>> begin Data section

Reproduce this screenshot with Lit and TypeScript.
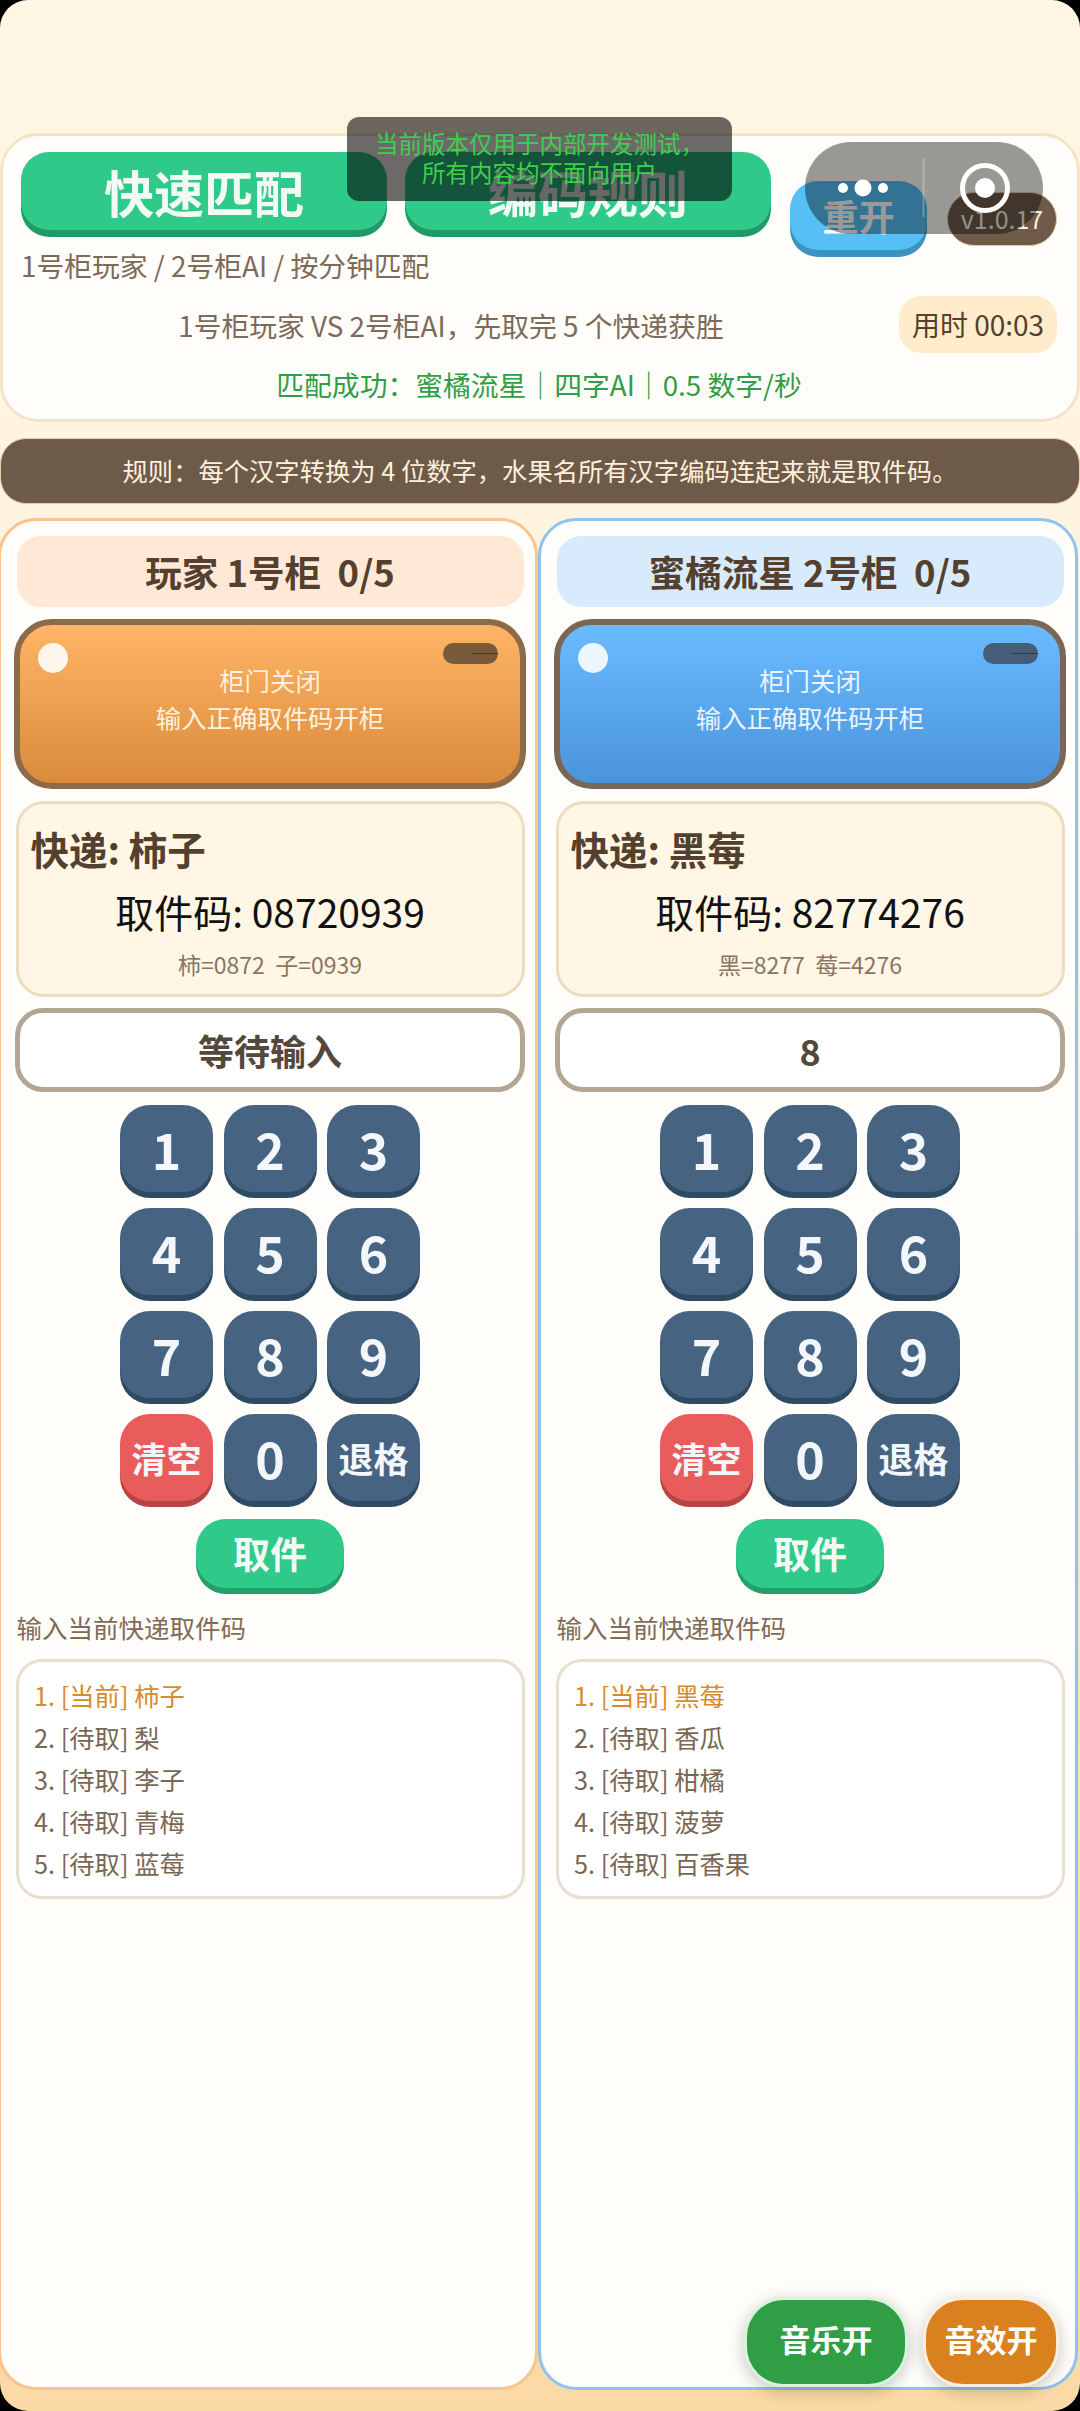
import { LitElement, html, css } from 'lit';
import { customElement, property } from 'lit/decorators.js';
import { classMap } from 'lit/directives/class-map.js';

const FONT = css`"Noto Sans CJK SC", "Noto Sans", sans-serif`;

interface Parcel {
  status: string;
  name: string;
}

const KEYS = ['1', '2', '3', '4', '5', '6', '7', '8', '9', '清空', '0', '退格'];

@customElement('locker-panel')
export class LockerPanel extends LitElement {
  @property() side = 'left'; // left = orange, right = blue
  @property() heading = '';
  @property() item = '';
  @property() code = '';
  @property() split = '';
  @property() entry = '';
  @property({ type: Array }) parcels: Parcel[] = [];

  static styles = css`
    :host {
      display: block;
      box-sizing: border-box;
      width: 540px;
      height: 1872px;
      padding: 15px 10.5px 0 14.5px;
      background: #fffdf9;
      border: 3.5px solid #f9c48d;
      border-radius: 38px;
      font-family: ${FONT};
      color: #54402e;
    }

    :host([side='right']) {
      border-color: #8fc3ec;
    }

    .title {
      height: 71px;
      margin: 0 1px;
      border-radius: 24px;
      background: #ffe9d6;
      font-size: 36.5px;
      font-weight: 700;
      line-height: 72px;
      text-align: center;
      white-space: pre;
    }

    :host([side='right']) .title {
      background: #d8ebfd;
    }

    .door {
      position: relative;
      box-sizing: border-box;
      height: 170px;
      margin: 12px -1.5px 0;
      padding-top: 36.5px;
      border: 6px solid #8c6a4a;
      border-radius: 38px;
      background: linear-gradient(#ffb566, #da8a3a);
      color: #fff1df;
      font-size: 25.4px;
      line-height: 37px;
      text-align: center;
    }

    :host([side='right']) .door {
      border-color: #7a6654;
      background: linear-gradient(#6bbaff, #4a94dc);
      color: #eaf4ff;
    }

    .led {
      position: absolute;
      left: 17.5px;
      top: 18px;
      width: 30px;
      height: 30px;
      border-radius: 50%;
      background: rgba(255, 255, 255, 0.88);
    }

    .handle {
      position: absolute;
      right: 22px;
      top: 18px;
      width: 55px;
      height: 21px;
      border-radius: 11px;
      background: #7a5a3c;
    }

    :host([side='right']) .handle {
      background: #465c78;
    }

    .handle::after {
      content: '';
      position: absolute;
      right: 0;
      top: 10px;
      width: 27px;
      height: 1px;
      background: rgba(40, 30, 20, 0.55);
    }

    .info {
      box-sizing: border-box;
      height: 196px;
      margin-top: 12px;
      padding: 21px 12px 0;
      border: 3px solid #ecdcc0;
      border-radius: 28px;
      background: #fff6e5;
    }

    .info-name {
      font-size: 38.5px;
      font-weight: 700;
      line-height: 46px;
    }

    .info-code {
      margin-top: 15px;
      color: #111;
      font-size: 39px;
      line-height: 50px;
      text-align: center;
    }

    .info-split {
      margin-top: 12px;
      color: #8a7561;
      font-size: 23px;
      line-height: 32px;
      text-align: center;
      white-space: pre;
    }

    .entry {
      box-sizing: border-box;
      height: 84px;
      margin: 11px -0.5px 0;
      border: 5px solid #b5a594;
      border-radius: 28px;
      background: #fff;
      color: #54483c;
      font-size: 36px;
      font-weight: 700;
      line-height: 74px;
      text-align: center;
    }

    .keys {
      display: grid;
      grid-template-columns: repeat(3, 93px);
      gap: 16.3px 10.4px;
      justify-content: center;
      margin-top: 12.5px;
    }

    .key {
      height: 87px;
      border-radius: 30px;
      background: #466481;
      box-shadow: 0 6px 0 #2f4a63;
      color: #f3f7fc;
      font-size: 50px;
      font-weight: 700;
      line-height: 87px;
      text-align: center;
    }

    .key.word {
      font-size: 35px;
    }

    .key.clear {
      background: #e95c5c;
      box-shadow: 0 6px 0 #b54444;
    }

    .submit {
      width: 148px;
      height: 69px;
      margin: 18px auto 0;
      border-radius: 30px;
      background: #2fc98a;
      box-shadow: 0 6px 0 #25a06c;
      color: #f3faf6;
      font-size: 37px;
      font-weight: 700;
      line-height: 69px;
      text-align: center;
    }

    .helper {
      margin: 20px 0 0 1px;
      color: #806b58;
      font-size: 25.5px;
      line-height: 38px;
    }

    .queue {
      box-sizing: border-box;
      height: 240px;
      margin-top: 13px;
      padding: 11.5px 0 0 15.5px;
      border: 3px solid #e7dfcf;
      border-radius: 26px;
      background: #fff;
      color: #7a6652;
      font-size: 25.3px;
      line-height: 42px;
    }

    .queue .now {
      color: #d98a2b;
    }
  `;

  render() {
    return html`
      <div class="title">${this.heading}</div>
      <div class="door">
        <div class="led"></div>
        <div class="handle"></div>
        柜门关闭<br />输入正确取件码开柜
      </div>
      <div class="info">
        <div class="info-name">快递: ${this.item}</div>
        <div class="info-code">取件码: ${this.code}</div>
        <div class="info-split">${this.split}</div>
      </div>
      <div class="entry">${this.entry}</div>
      <div class="keys">
        ${KEYS.map(
          (k) => html`<div class=${classMap({ key: true, word: k.length > 1, clear: k === '清空' })}>${k}</div>`
        )}
      </div>
      <div class="submit">取件</div>
      <div class="helper">输入当前快递取件码</div>
      <div class="queue">
        ${this.parcels.map(
          (p, i) => html`<div class=${classMap({ now: i === 0 })}>${i + 1}. [${p.status}] ${p.name}</div>`
        )}
      </div>
    `;
  }
}

@customElement('app-root')
export class AppRoot extends LitElement {
  static styles = css`
    :host {
      display: block;
      width: 1080px;
      height: 2411px;
      background: #000;
      font-family: ${FONT};
    }

    .screen {
      position: relative;
      box-sizing: border-box;
      height: 2411px;
      padding-top: 133px;
      overflow: hidden;
      border-radius: 28px;
      background: linear-gradient(#fff6e3 0%, #fff3dc 40%, #fad9a5 100%);
    }

    .head {
      box-sizing: border-box;
      height: 289px;
      padding: 16px 20px 0 18px;
      border: 3px solid #f5e3c8;
      border-radius: 38px;
      background: #fffdf9;
    }

    .head-top {
      display: flex;
      height: 85px;
      align-items: flex-start;
    }

    .big {
      flex: none;
      width: 366px;
      height: 78px;
      margin-right: 18px;
      border-radius: 28px;
      background: #2fc98a;
      box-shadow: 0 7px 0 #1f9a68;
      color: #f3faf6;
      font-size: 50px;
      font-weight: 700;
      line-height: 78px;
      text-align: center;
    }

    .restart {
      flex: none;
      width: 137px;
      height: 69px;
      margin: 29px 0 0 1px;
      border-radius: 28px;
      background: #56bff6;
      box-shadow: 0 7px 0 #3b93c0;
      color: #fff;
      font-size: 36px;
      font-weight: 700;
      line-height: 69px;
      text-align: center;
    }

    .version {
      flex: none;
      box-sizing: border-box;
      width: 110px;
      height: 54px;
      margin: 40px 0 0 20px;
      border: 1.5px solid #e6c8a0;
      border-radius: 27px;
      background: #6d5a48;
      color: #f8eedf;
      font-size: 25px;
      line-height: 51px;
      text-align: center;
    }

    .sub {
      margin-top: 9px;
      color: #7d6a58;
      font-size: 27.8px;
      line-height: 38px;
    }

    .vs {
      display: flex;
      align-items: center;
      gap: 18px;
      margin-top: 12px;
    }

    .vs-text {
      flex: 1;
      color: #7d6a58;
      font-size: 27.8px;
      text-align: center;
    }

    .timer {
      flex: none;
      width: 158px;
      height: 57px;
      border-radius: 22px;
      background: #ffeccb;
      color: #54402e;
      font-size: 28px;
      line-height: 57px;
      text-align: center;
    }

    .match {
      margin-top: 11px;
      color: #2f9e44;
      font-size: 27.8px;
      line-height: 40px;
      text-align: center;
    }

    .rule {
      box-sizing: border-box;
      height: 66px;
      margin-top: 16px;
      border: 1.5px solid #e6cfa8;
      border-radius: 26px;
      background: #6d5a48;
      color: #fff0dc;
      font-size: 25.3px;
      line-height: 63px;
      text-align: center;
    }

    .panels {
      display: flex;
      margin: 14px 0 0 -2px;
    }

    /* overlays the host app draws on top of the page */
    .toast {
      position: absolute;
      left: 347px;
      top: 117px;
      width: 385px;
      height: 84px;
      padding-top: 12px;
      box-sizing: border-box;
      border-radius: 12px;
      background: rgba(0, 0, 0, 0.58);
      color: #3ecf4e;
      font-size: 23.5px;
      line-height: 28.5px;
      text-align: center;
    }

    .capsule {
      position: absolute;
      left: 805px;
      top: 142px;
      display: block;
    }

    .sound {
      position: absolute;
      top: 2297px;
      box-sizing: border-box;
      height: 90px;
      border: 3px solid #d5f5dc;
      border-radius: 40px;
      background: #2f9e44;
      box-shadow: 0 4px 16px rgba(0, 0, 0, 0.22);
      color: #fff;
      font-size: 31px;
      font-weight: 700;
      line-height: 78px;
      text-align: center;
    }

    .sound.music {
      left: 744px;
      width: 164px;
    }

    .sound.fx {
      left: 923px;
      width: 136px;
      border-color: #ffeedd;
      background: #d9801f;
    }
  `;

  render() {
    const left: Parcel[] = [
      { status: '当前', name: '柿子' },
      { status: '待取', name: '梨' },
      { status: '待取', name: '李子' },
      { status: '待取', name: '青梅' },
      { status: '待取', name: '蓝莓' },
    ];
    const right: Parcel[] = [
      { status: '当前', name: '黑莓' },
      { status: '待取', name: '香瓜' },
      { status: '待取', name: '柑橘' },
      { status: '待取', name: '菠萝' },
      { status: '待取', name: '百香果' },
    ];

    return html`
      <div class="screen">
        <div class="head">
          <div class="head-top">
            <div class="big">快速匹配</div>
            <div class="big">编码规则</div>
            <div class="restart">重开</div>
            <div class="version">v1.0.17</div>
          </div>
          <div class="sub">1号柜玩家 / 2号柜AI / 按分钟匹配</div>
          <div class="vs">
            <div class="vs-text">1号柜玩家 VS 2号柜AI，先取完 5 个快递获胜</div>
            <div class="timer">用时 00:03</div>
          </div>
          <div class="match">匹配成功：蜜橘流星｜四字AI｜0.5 数字/秒</div>
        </div>
        <div class="rule">规则：每个汉字转换为 4 位数字，水果名所有汉字编码连起来就是取件码。</div>
        <div class="panels">
          <locker-panel
            side="left"
            heading="玩家 1号柜  0/5"
            item="柿子"
            code="08720939"
            split="柿=0872  子=0939"
            entry="等待输入"
            .parcels=${left}
          ></locker-panel>
          <locker-panel
            side="right"
            heading="蜜橘流星 2号柜  0/5"
            item="黑莓"
            code="82774276"
            split="黑=8277  莓=4276"
            entry="8"
            .parcels=${right}
          ></locker-panel>
        </div>

        <div class="toast">当前版本仅用于内部开发测试，<br />所有内容均不面向用户</div>

        <svg class="capsule" width="238" height="92" viewBox="0 0 238 92">
          <rect width="238" height="92" rx="46" fill="rgba(0,0,0,0.4)" />
          <rect x="117.5" y="16" width="2" height="59" fill="rgba(255,255,255,0.25)" />
          <circle cx="38" cy="46" r="5" fill="#fff" />
          <circle cx="58" cy="46" r="8.5" fill="#fff" />
          <circle cx="78" cy="46" r="5" fill="#fff" />
          <circle cx="180" cy="46" r="22.5" fill="none" stroke="#fff" stroke-width="5" />
          <circle cx="180" cy="46" r="10" fill="#fff" />
        </svg>

        <div class="sound music">音乐开</div>
        <div class="sound fx">音效开</div>
      </div>
    `;
  }
}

>> end Data section

*Request*. Return nothing but the lines running from the start of the data to the line with "Parcel[] = [];", please, both ends included and no pictures.

*Task response*.
Reproduce this screenshot with Lit and TypeScript.
import { LitElement, html, css } from 'lit';
import { customElement, property } from 'lit/decorators.js';
import { classMap } from 'lit/directives/class-map.js';

const FONT = css`"Noto Sans CJK SC", "Noto Sans", sans-serif`;

interface Parcel {
  status: string;
  name: string;
}

const KEYS = ['1', '2', '3', '4', '5', '6', '7', '8', '9', '清空', '0', '退格'];

@customElement('locker-panel')
export class LockerPanel extends LitElement {
  @property() side = 'left'; // left = orange, right = blue
  @property() heading = '';
  @property() item = '';
  @property() code = '';
  @property() split = '';
  @property() entry = '';
  @property({ type: Array }) parcels: Parcel[] = [];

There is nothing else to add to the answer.